The task: Restate the listing that follows word for word, without its pictures.

**********

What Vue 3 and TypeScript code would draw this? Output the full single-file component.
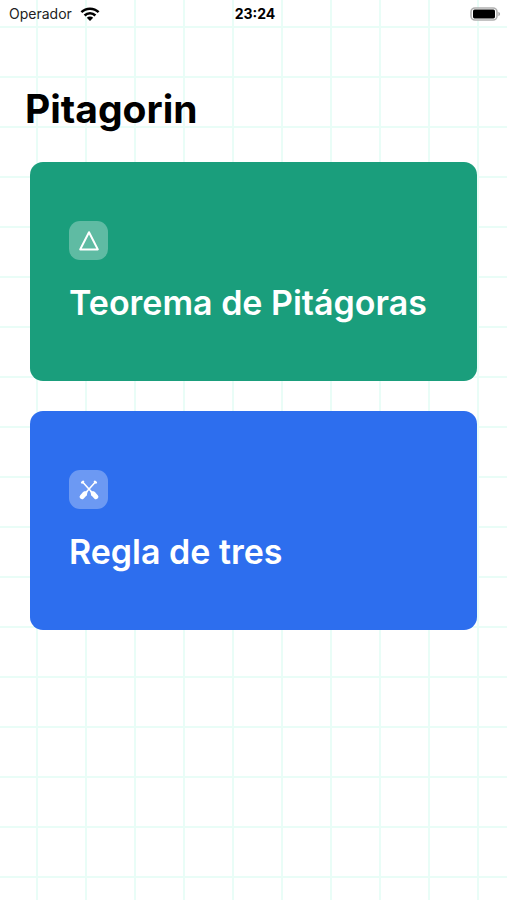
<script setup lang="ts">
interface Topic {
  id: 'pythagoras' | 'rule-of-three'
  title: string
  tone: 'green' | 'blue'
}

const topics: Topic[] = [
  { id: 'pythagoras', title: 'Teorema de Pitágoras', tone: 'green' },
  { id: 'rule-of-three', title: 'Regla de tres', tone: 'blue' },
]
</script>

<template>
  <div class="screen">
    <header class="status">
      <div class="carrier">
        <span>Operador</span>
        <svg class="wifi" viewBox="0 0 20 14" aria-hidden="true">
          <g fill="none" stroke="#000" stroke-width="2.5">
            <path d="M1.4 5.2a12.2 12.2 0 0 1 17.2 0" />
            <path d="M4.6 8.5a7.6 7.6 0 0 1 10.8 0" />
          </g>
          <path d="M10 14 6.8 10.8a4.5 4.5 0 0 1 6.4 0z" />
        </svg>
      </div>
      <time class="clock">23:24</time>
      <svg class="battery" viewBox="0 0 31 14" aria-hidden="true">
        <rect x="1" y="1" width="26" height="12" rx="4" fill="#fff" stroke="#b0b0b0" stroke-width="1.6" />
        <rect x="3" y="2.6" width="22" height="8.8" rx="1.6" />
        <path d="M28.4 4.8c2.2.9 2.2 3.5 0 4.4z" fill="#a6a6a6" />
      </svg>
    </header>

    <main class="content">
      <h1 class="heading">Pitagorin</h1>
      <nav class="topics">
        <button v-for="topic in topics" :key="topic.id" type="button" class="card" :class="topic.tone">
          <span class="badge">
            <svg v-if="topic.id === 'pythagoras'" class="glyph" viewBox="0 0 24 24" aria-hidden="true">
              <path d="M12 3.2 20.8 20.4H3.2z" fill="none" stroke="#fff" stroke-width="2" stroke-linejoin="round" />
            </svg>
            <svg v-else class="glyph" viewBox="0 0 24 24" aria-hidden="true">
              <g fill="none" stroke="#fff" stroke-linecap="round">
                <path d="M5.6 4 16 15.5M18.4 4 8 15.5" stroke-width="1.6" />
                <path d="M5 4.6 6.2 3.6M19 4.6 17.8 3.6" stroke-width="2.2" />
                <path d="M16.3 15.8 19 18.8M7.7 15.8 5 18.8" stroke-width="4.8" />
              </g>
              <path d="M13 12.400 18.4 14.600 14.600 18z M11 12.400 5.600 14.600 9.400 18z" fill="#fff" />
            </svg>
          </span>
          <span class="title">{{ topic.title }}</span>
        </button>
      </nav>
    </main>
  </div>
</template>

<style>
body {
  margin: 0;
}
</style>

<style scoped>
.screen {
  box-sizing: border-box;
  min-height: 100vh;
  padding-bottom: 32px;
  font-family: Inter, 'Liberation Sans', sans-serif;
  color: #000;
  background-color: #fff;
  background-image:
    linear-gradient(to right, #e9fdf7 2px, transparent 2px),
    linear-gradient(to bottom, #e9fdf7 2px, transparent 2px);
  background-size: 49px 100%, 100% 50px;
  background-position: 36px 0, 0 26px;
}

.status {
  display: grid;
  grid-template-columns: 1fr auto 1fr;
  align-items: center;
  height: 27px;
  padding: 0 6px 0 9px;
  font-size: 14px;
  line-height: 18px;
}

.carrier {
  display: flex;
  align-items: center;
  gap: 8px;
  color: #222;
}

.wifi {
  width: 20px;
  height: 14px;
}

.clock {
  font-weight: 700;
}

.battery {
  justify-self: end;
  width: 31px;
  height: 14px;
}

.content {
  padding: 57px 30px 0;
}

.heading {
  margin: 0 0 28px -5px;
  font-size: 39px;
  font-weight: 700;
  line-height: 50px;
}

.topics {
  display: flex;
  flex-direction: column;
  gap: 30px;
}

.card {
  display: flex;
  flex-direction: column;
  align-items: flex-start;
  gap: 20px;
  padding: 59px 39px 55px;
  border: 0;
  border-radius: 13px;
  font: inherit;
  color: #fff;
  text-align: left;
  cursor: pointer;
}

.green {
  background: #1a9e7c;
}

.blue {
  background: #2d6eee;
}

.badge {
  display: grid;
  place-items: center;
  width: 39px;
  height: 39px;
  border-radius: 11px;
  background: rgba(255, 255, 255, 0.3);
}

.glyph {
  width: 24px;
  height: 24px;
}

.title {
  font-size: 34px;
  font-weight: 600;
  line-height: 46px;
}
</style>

**********

Right answer:
What Vue 3 and TypeScript code would draw this? Output the full single-file component.
<script setup lang="ts">
interface Topic {
  id: 'pythagoras' | 'rule-of-three'
  title: string
  tone: 'green' | 'blue'
}

const topics: Topic[] = [
  { id: 'pythagoras', title: 'Teorema de Pitágoras', tone: 'green' },
  { id: 'rule-of-three', title: 'Regla de tres', tone: 'blue' },
]
</script>

<template>
  <div class="screen">
    <header class="status">
      <div class="carrier">
        <span>Operador</span>
        <svg class="wifi" viewBox="0 0 20 14" aria-hidden="true">
          <g fill="none" stroke="#000" stroke-width="2.5">
            <path d="M1.4 5.2a12.2 12.2 0 0 1 17.2 0" />
            <path d="M4.6 8.5a7.6 7.6 0 0 1 10.8 0" />
          </g>
          <path d="M10 14 6.8 10.8a4.5 4.5 0 0 1 6.4 0z" />
        </svg>
      </div>
      <time class="clock">23:24</time>
      <svg class="battery" viewBox="0 0 31 14" aria-hidden="true">
        <rect x="1" y="1" width="26" height="12" rx="4" fill="#fff" stroke="#b0b0b0" stroke-width="1.6" />
        <rect x="3" y="2.6" width="22" height="8.8" rx="1.6" />
        <path d="M28.4 4.8c2.2.9 2.2 3.5 0 4.4z" fill="#a6a6a6" />
      </svg>
    </header>

    <main class="content">
      <h1 class="heading">Pitagorin</h1>
      <nav class="topics">
        <button v-for="topic in topics" :key="topic.id" type="button" class="card" :class="topic.tone">
          <span class="badge">
            <svg v-if="topic.id === 'pythagoras'" class="glyph" viewBox="0 0 24 24" aria-hidden="true">
              <path d="M12 3.2 20.8 20.4H3.2z" fill="none" stroke="#fff" stroke-width="2" stroke-linejoin="round" />
            </svg>
            <svg v-else class="glyph" viewBox="0 0 24 24" aria-hidden="true">
              <g fill="none" stroke="#fff" stroke-linecap="round">
                <path d="M5.6 4 16 15.5M18.4 4 8 15.5" stroke-width="1.6" />
                <path d="M5 4.6 6.2 3.6M19 4.6 17.8 3.6" stroke-width="2.2" />
                <path d="M16.3 15.8 19 18.8M7.7 15.8 5 18.8" stroke-width="4.8" />
              </g>
              <path d="M13 12.400 18.4 14.600 14.600 18z M11 12.400 5.600 14.600 9.400 18z" fill="#fff" />
            </svg>
          </span>
          <span class="title">{{ topic.title }}</span>
        </button>
      </nav>
    </main>
  </div>
</template>

<style>
body {
  margin: 0;
}
</style>

<style scoped>
.screen {
  box-sizing: border-box;
  min-height: 100vh;
  padding-bottom: 32px;
  font-family: Inter, 'Liberation Sans', sans-serif;
  color: #000;
  background-color: #fff;
  background-image:
    linear-gradient(to right, #e9fdf7 2px, transparent 2px),
    linear-gradient(to bottom, #e9fdf7 2px, transparent 2px);
  background-size: 49px 100%, 100% 50px;
  background-position: 36px 0, 0 26px;
}

.status {
  display: grid;
  grid-template-columns: 1fr auto 1fr;
  align-items: center;
  height: 27px;
  padding: 0 6px 0 9px;
  font-size: 14px;
  line-height: 18px;
}

.carrier {
  display: flex;
  align-items: center;
  gap: 8px;
  color: #222;
}

.wifi {
  width: 20px;
  height: 14px;
}

.clock {
  font-weight: 700;
}

.battery {
  justify-self: end;
  width: 31px;
  height: 14px;
}

.content {
  padding: 57px 30px 0;
}

.heading {
  margin: 0 0 28px -5px;
  font-size: 39px;
  font-weight: 700;
  line-height: 50px;
}

.topics {
  display: flex;
  flex-direction: column;
  gap: 30px;
}

.card {
  display: flex;
  flex-direction: column;
  align-items: flex-start;
  gap: 20px;
  padding: 59px 39px 55px;
  border: 0;
  border-radius: 13px;
  font: inherit;
  color: #fff;
  text-align: left;
  cursor: pointer;
}

.green {
  background: #1a9e7c;
}

.blue {
  background: #2d6eee;
}

.badge {
  display: grid;
  place-items: center;
  width: 39px;
  height: 39px;
  border-radius: 11px;
  background: rgba(255, 255, 255, 0.3);
}

.glyph {
  width: 24px;
  height: 24px;
}

.title {
  font-size: 34px;
  font-weight: 600;
  line-height: 46px;
}
</style>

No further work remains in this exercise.